The Nigerian Exchange Limited (NGX), has taken disciplinary action against five brokerage firms for engaging in market manipulation and artificially influencing stock prices, levying total fines of ₦291.29 million and mandating corrective measures to address unethical trading practices. Announced on March 27, 2026, this action represents a key effort to reinforce transparency and integrity in Nigeria’s capital market under the framework of the Investments and Securities Act (ISA) 2025.
According to NGX Regulation Limited (RegCo), the sanctions were approved by its board and reported to the Securities and Exchange Commission (SEC), highlighting a shift from passive market oversight to proactive policing of infractions. Stakeholders have called for even stricter penalties, including possible jail terms, for operators engaged in grave offenses such as market manipulation.
Firms Sanctioned and Penalties Imposed
The five affected brokerage firms are:
- CSL Stockbrokers Limited – ₦91.29 million (highest fine)
- Cowry Securities Limited – ₦50 million
- Meristem Stockbrokers Limited – ₦50 million
- SMADAC Securities Limited – ₦50 million
- Associated Asset Managers Limited – ₦50 million
In addition to monetary penalties, all five firms are mandated to undergo compulsory compliance and market conduct training, aimed at strengthening internal controls and improving adherence to regulatory standards. These measures combine punitive and corrective approaches to ensure long-term market discipline.
Nature of Infractions
Investigations by NGX RegCo, conducted between February and March 2026, uncovered recurring patterns of market abuse, including:
- Wash trades – simulated transactions creating artificial market activity
- Self-matching trades – trading with oneself to manipulate prices
- Artificial price formation – inflating or deflating stock prices without market rationale
- Misleading market signals – actions designed to deceive other investors
These infractions breach provisions under ISA 2025, particularly sections addressing market abuse and investor protection.
Regulatory Process
The sanctions followed a formal process:
- Investigations and hearings conducted by an Investigation Panel (Feb–Mar 2026)
- Review and approval by the NGX RegCo Board
- Formal notification to the SEC on March 27, 2026
The process underscores NGX’s commitment to due process, transparency, and regulatory compliance.
Broader Market Context
a. Historical Perspective
Market manipulation has deep roots in Nigeria’s financial history. A notable example is the 2008 stock market crash, which wiped out over ₦8 trillion in investor wealth. At its peak in March 2008, the Nigerian Stock Exchange (then NSE), had a market capitalisation of about ₦12.6 trillion, which plunged to roughly ₦4 trillion by early 2009.

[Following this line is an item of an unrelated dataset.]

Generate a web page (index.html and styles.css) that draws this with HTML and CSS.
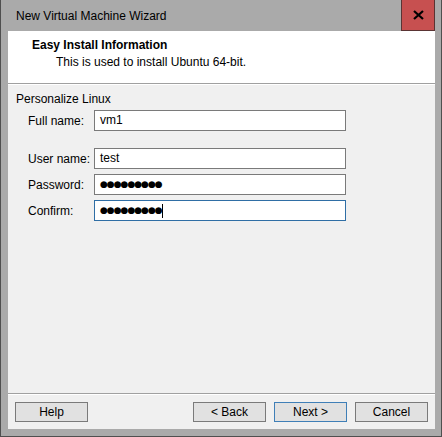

This collapse was fueled by speculative trading, insider dealings, and artificial demand creation, highlighting the systemic risks of market manipulation.
b. Recent Regulatory Actions
The sanctions follow a series of regulatory interventions aimed at enhancing market discipline:
- The NGX X-Compliance Report indicated that 34 listed companies paid ₦540.37 million in penalties for late financial disclosures between 2024–2025
- 13 listed insurance firms were fined ₦378 million for disclosure breaches
- NGX suspended Zichis Agro-Allied Plc on March 23, 2026, due to rapid stock price gains exceeding 800% in one month, though the company and associated brokers were later cleared after investigation
These actions illustrate a broader crackdown on market abuse, timely reporting, and governance lapses.
Market Implications
a. Investor Confidence
By penalising malpractices and enforcing corrective measures, NGX aims to restore investor trust and signal a rules-based market.
b. Deterrence
The financial and corrective measures serve as a warning to other market participants: unethical behavior will not be tolerated. RegCo stated that sanctions are “commensurate to the infractions” and designed to prevent recurrence.
c. Operational Adjustments
Brokerage firms are expected to enhance compliance frameworks, invest in risk management systems, and conduct regular staff training, increasing operational costs but improving market resilience.
Stakeholder Reactions
The regulatory actions have been largely welcomed:
- Chief Blakey Ijezie, founder of Okwudili Ijezie & Co., praised NGX and SEC for exceeding expectations in enforcement.
- Barrister Raphael Udo of Ralph Udo Chambers highlighted that the sanctions align with ISA 2025 provisions on market abuse and investor protection, and that compulsory compliance training strengthens internal controls.
- A shareholder activist called for even harsher punishments, including imprisonment for severe market manipulation, emphasizing the need to protect market confidence.
These reactions underscore the consensus that regulators are moving from passive oversight to active enforcement, reflecting ISA 2025’s strengthened mandate.
Conclusion
The NGX sanctions on five brokerage firms represent a watershed moment in Nigeria’s capital market regulation, combining fines, corrective measures, and training to reinforce ethical trading. The actions not only address immediate infractions but also aim to prevent future misconduct, protect investors, and strengthen market integrity.
This decisive approach, rooted in ISA 2025, signals a more disciplined, transparent, and resilient Nigerian capital market—an essential step for sustainable growth and investor confidence.